Above all, however, the REA succeeded because farmers immediately saw the potential benefits of having electricity on their farms. It greatly improved productivity for dairy farmers, for example, largely due to the common use of refrigerated storage tanks and milking parlors (both of which required electricity to run), which kept losses to an absolute minimum.
Gains in productivity meant that farmers made more money and were able to pay back the REA loans. The default rate on these loans was less than 1%. In other words, the government managed to provide electricity to its rural population essentially for free.
An Enduring Legacy
Although most farmers got access to electricity by the 1950s, the impact of the REA continued long after that date. In 1949, the act was extended to permit loans to phone companies to extend their connections to rural places in the country.
The act persisted in much the same form through to 1993, when amendments were made that restructured the direct loan programs for rural electricity, telephone cooperatives, and the energy conservation market.
The act survives in a number of different ways, though. Nearly 900 of the energy co-ops founded under the act still exist today, and still provide electricity to their members. In fact, the REA itself still exists, albeit under a different name—it is now called the Rural Utilities Service, or RUS, and operates under the Department of Agriculture.
The rapid and enormous success of the act, as part of the broader economic effects of the New Deal, is the clearest indication of its influence. Arguably, by providing access to electricity so quickly, the act allowed the U.S. to grow rapidly in the post-war period and to attain the position of economic dominance it now enjoys.
By investing in the development of the country, and by protecting citizens from financial ruin through the Securities Act of 1933, the New Deal provided an economic springboard that propelled America ahead of other nations from the 1930s onward.
The REA methodology continues to be actively adapted, as well. The success of the co-op model, which provided electrical infrastructure to Americans much more quickly than in other nations, has led many analysts in the intervening period to propose using the same model to roll out other types of infrastructure improvements.

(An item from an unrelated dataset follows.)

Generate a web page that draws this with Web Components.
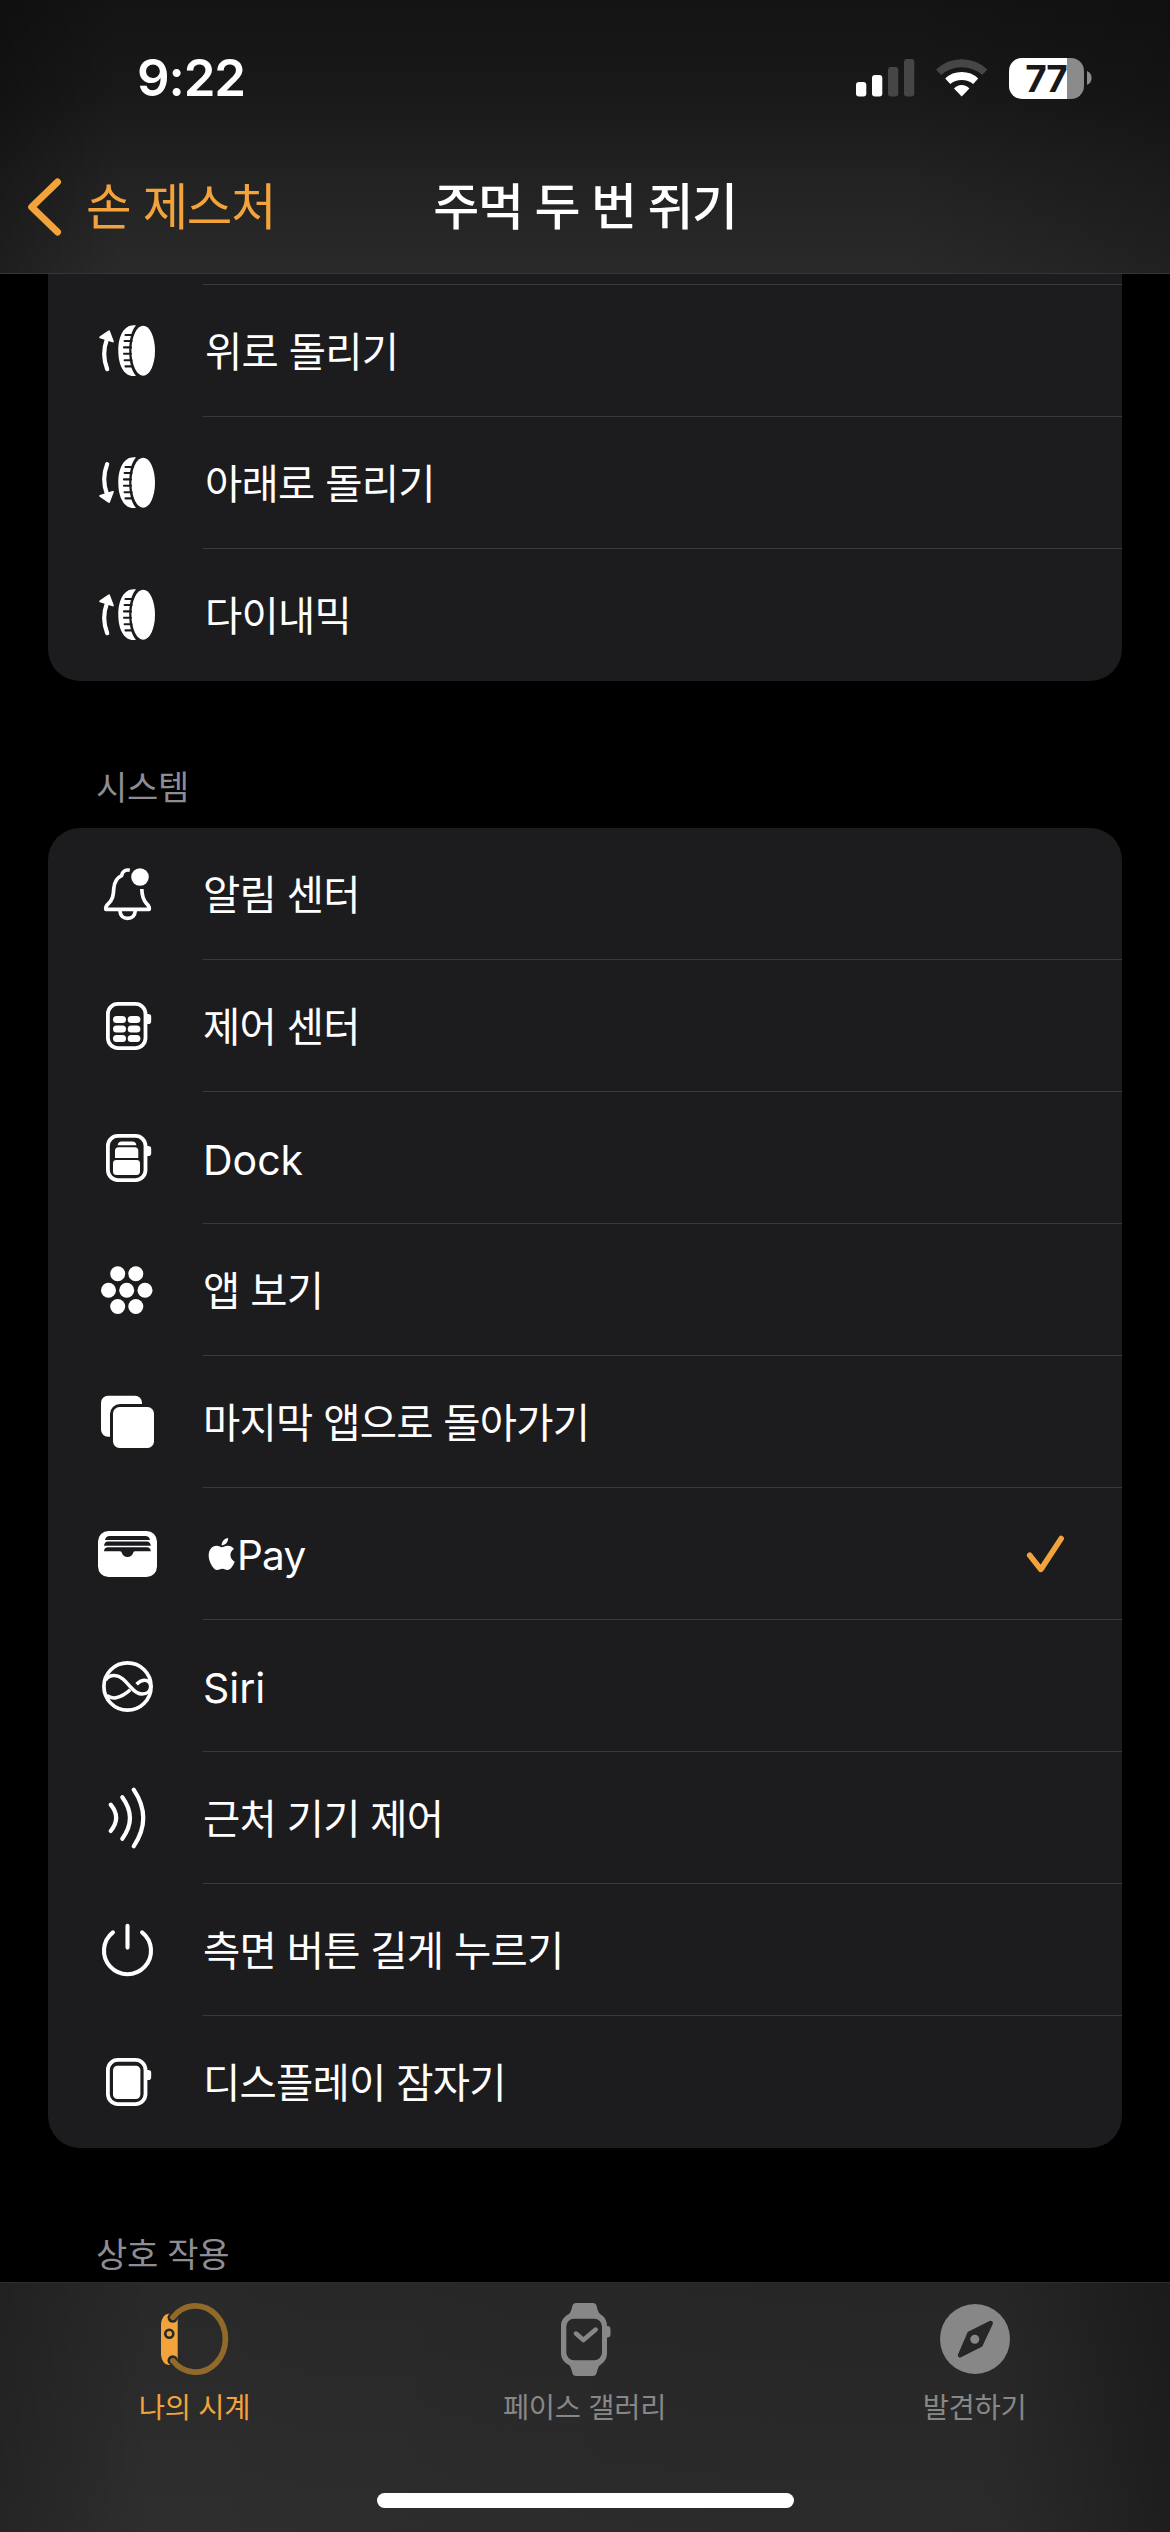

In 2017, for instance, the Federal Communications Commission (FCC) unveiled the Connect America Fund to finance extending universal internet service to homes in rural areas of the country. Co-ops from many different states are likewise taking action to improve broadband internet access to rural regions just as electricity was brought to those same spots almost a century ago.
Finally, there is what could be called the “mythological” impact of the REA. For three generations of Americans of both political parties, programs like the REA have come to represent not just the inherent potential of the U.S., but also its responsibility to help the least affluent segments of society help themselves. As a result, the REA continues to exert a powerful psychological force on U.S. politics—and continues to be mentioned in relation to the Green New Deal and other new policy proposals.